Instructions to follow | Below are entries. Give back exactly the lines from the one containing "Rebuild this screenshot" through the one containing "The picture is", inclusive, without the pictures.

The records |
------------------------------------------------

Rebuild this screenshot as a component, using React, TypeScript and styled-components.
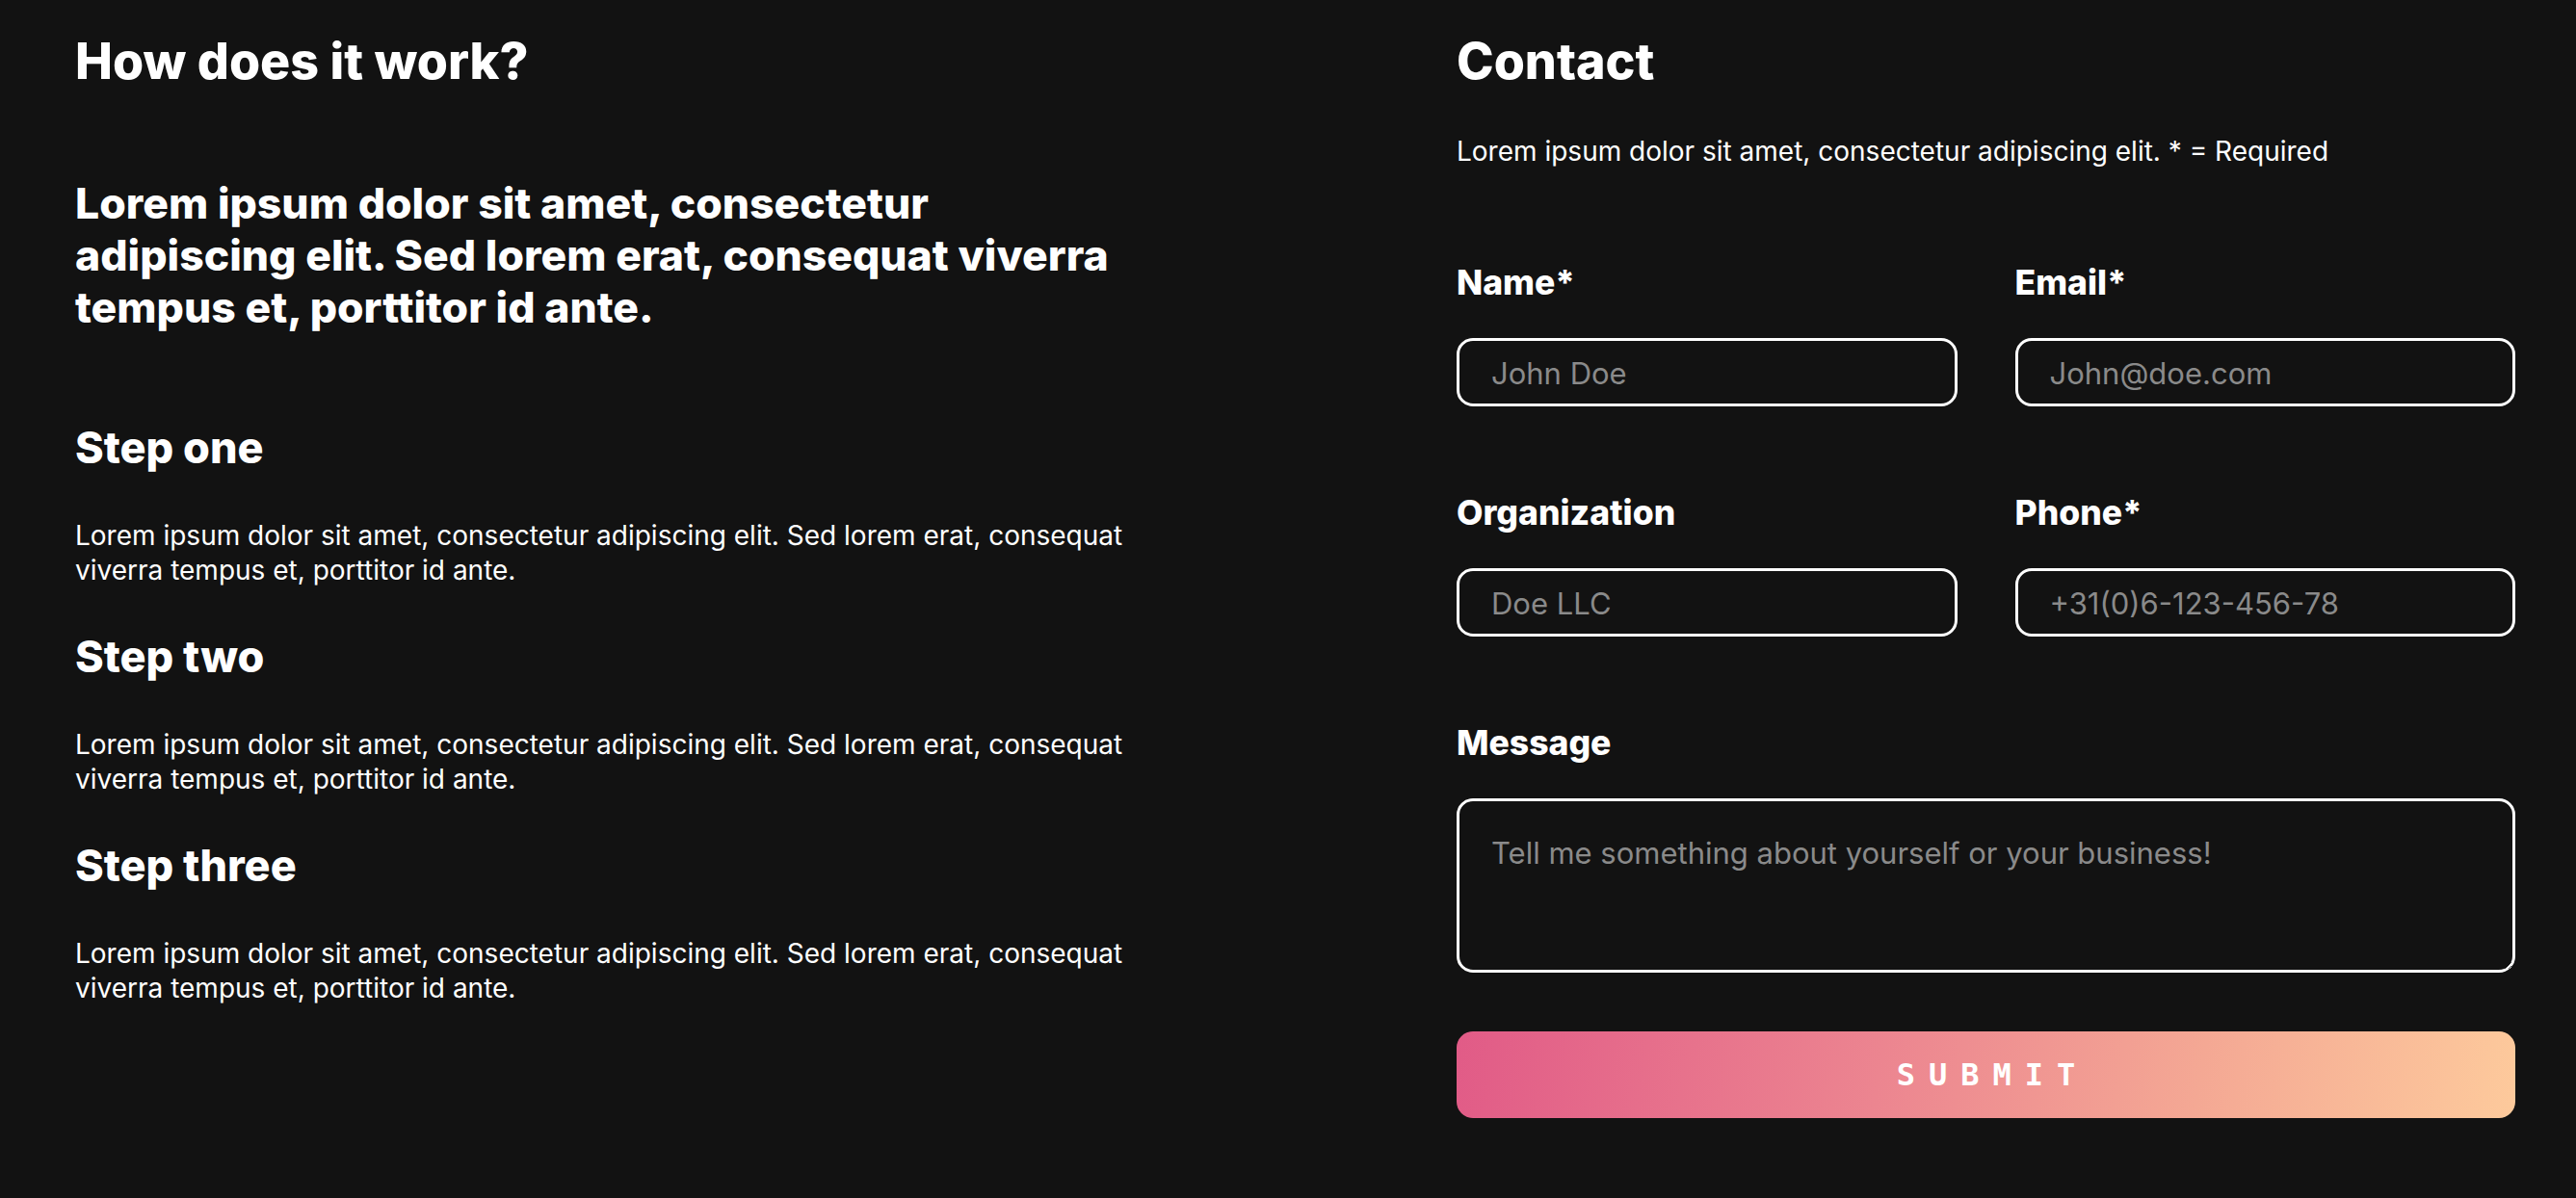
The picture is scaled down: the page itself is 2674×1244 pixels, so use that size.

------------------------------------------------

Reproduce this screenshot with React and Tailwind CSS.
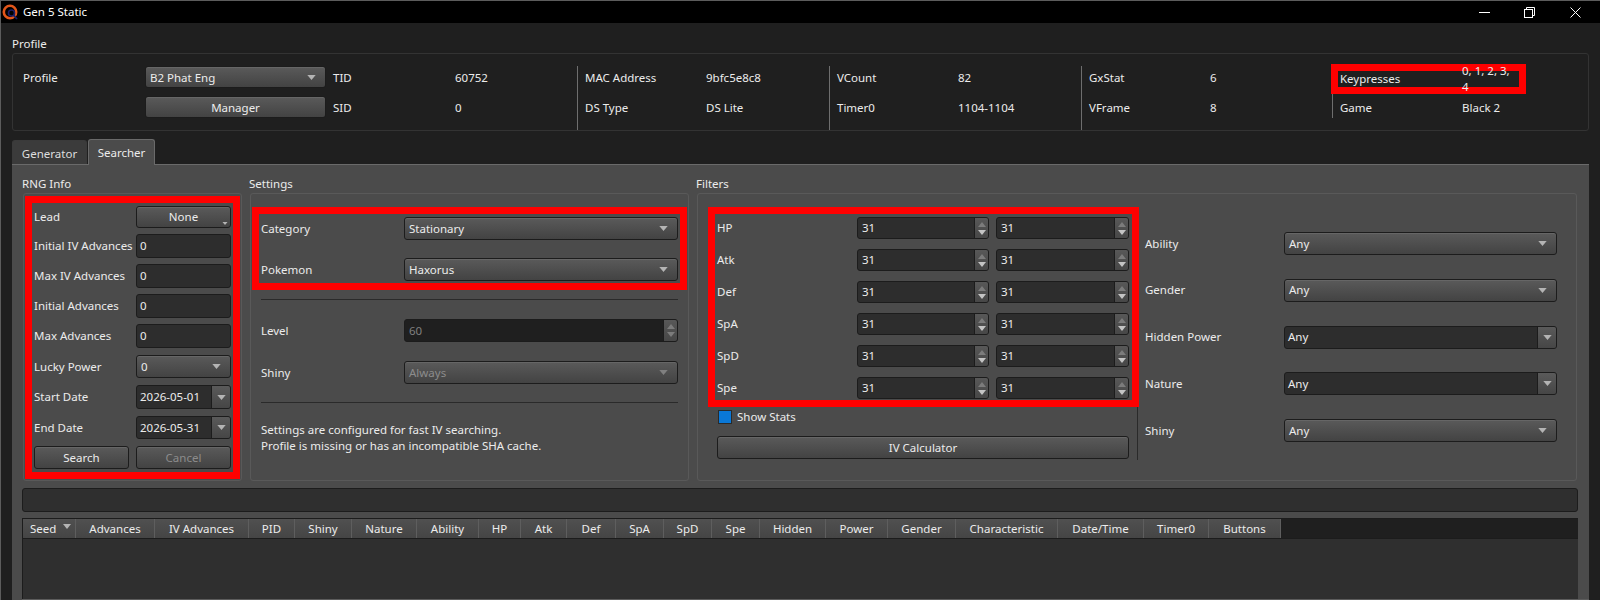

------------------------------------------------

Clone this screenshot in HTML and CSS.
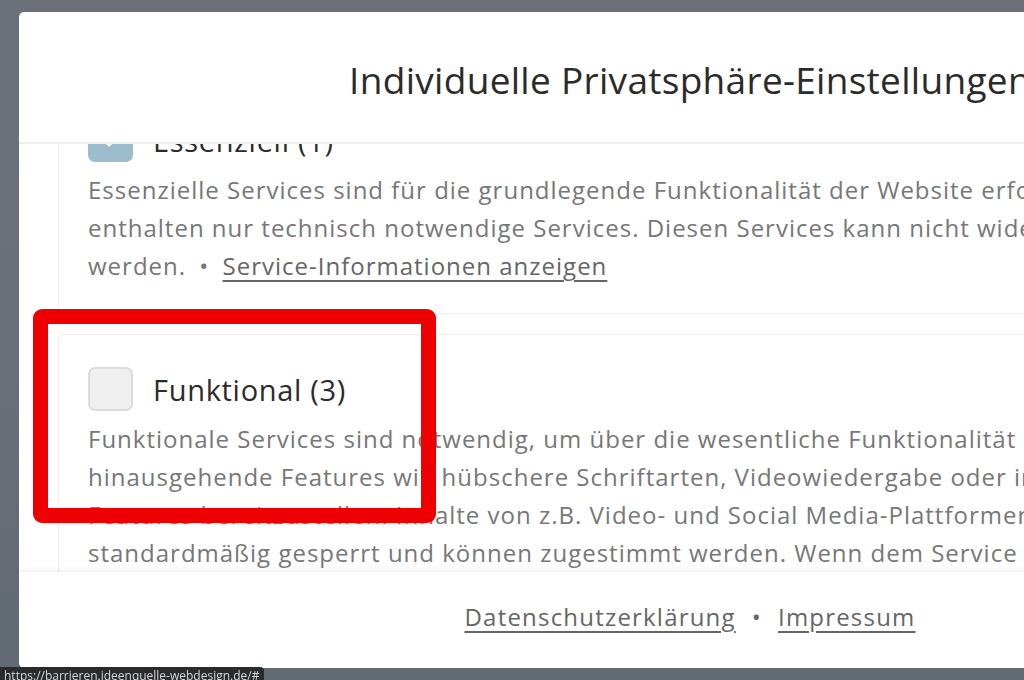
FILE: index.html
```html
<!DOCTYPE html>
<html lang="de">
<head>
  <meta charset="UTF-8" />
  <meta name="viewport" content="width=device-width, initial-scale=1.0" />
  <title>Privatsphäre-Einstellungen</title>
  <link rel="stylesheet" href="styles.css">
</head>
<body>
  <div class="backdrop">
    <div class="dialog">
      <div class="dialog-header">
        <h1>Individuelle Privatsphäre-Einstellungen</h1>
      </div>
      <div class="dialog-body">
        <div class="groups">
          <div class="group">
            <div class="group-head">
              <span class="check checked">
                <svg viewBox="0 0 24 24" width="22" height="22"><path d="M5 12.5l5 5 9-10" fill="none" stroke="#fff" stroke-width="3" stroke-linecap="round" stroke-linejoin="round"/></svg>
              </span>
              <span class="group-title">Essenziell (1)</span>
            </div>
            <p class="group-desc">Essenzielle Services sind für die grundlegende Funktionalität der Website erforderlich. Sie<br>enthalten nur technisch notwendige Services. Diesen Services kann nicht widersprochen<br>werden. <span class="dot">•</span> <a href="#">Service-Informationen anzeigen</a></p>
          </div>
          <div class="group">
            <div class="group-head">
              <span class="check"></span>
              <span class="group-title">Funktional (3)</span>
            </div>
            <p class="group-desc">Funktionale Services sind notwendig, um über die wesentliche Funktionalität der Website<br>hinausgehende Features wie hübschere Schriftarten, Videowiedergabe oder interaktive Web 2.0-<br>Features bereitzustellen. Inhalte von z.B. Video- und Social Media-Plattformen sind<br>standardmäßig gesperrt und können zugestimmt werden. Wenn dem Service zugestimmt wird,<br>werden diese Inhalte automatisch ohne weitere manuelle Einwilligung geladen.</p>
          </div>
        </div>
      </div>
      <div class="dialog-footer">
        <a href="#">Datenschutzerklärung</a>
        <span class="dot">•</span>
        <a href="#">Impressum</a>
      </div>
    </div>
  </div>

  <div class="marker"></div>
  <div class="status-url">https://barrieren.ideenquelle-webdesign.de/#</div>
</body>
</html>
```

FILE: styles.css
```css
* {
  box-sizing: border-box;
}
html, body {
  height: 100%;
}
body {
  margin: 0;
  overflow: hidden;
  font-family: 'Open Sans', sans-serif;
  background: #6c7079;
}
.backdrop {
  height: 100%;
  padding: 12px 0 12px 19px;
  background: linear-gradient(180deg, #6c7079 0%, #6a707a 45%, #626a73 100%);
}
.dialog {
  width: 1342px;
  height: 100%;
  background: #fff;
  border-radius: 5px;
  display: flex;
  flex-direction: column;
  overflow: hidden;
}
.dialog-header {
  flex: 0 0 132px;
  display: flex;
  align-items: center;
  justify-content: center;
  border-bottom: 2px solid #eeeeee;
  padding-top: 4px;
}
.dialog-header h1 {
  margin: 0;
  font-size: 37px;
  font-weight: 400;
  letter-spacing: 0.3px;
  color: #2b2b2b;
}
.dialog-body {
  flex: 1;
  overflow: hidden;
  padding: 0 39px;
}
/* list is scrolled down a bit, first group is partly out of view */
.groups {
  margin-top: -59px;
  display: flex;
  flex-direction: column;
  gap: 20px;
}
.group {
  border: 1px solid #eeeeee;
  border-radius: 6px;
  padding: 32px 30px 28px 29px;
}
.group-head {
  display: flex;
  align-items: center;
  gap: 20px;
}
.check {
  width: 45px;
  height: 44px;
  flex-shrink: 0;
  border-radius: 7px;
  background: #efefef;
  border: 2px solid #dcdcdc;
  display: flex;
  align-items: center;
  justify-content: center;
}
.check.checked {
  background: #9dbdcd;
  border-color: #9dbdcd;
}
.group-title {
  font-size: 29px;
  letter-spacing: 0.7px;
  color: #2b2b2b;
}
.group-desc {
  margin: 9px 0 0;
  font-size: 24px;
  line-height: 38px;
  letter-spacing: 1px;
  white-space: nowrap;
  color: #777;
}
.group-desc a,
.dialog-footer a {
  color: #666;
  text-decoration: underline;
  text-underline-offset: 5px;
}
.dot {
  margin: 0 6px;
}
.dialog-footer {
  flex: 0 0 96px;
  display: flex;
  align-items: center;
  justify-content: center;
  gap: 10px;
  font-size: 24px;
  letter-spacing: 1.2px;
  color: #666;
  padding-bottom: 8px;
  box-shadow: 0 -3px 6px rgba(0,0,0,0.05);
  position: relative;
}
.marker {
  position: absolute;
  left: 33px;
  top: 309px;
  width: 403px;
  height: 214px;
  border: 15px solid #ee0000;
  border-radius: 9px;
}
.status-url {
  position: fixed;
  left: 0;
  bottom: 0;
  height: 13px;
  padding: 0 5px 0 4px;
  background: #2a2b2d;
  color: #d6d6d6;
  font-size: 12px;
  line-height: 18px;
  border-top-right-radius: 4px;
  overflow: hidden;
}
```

------------------------------------------------

Problem solution |
Rebuild this screenshot as a component, using React, TypeScript and styled-components.
The picture is scaled down: the page itself is 2674×1244 pixels, so use that size.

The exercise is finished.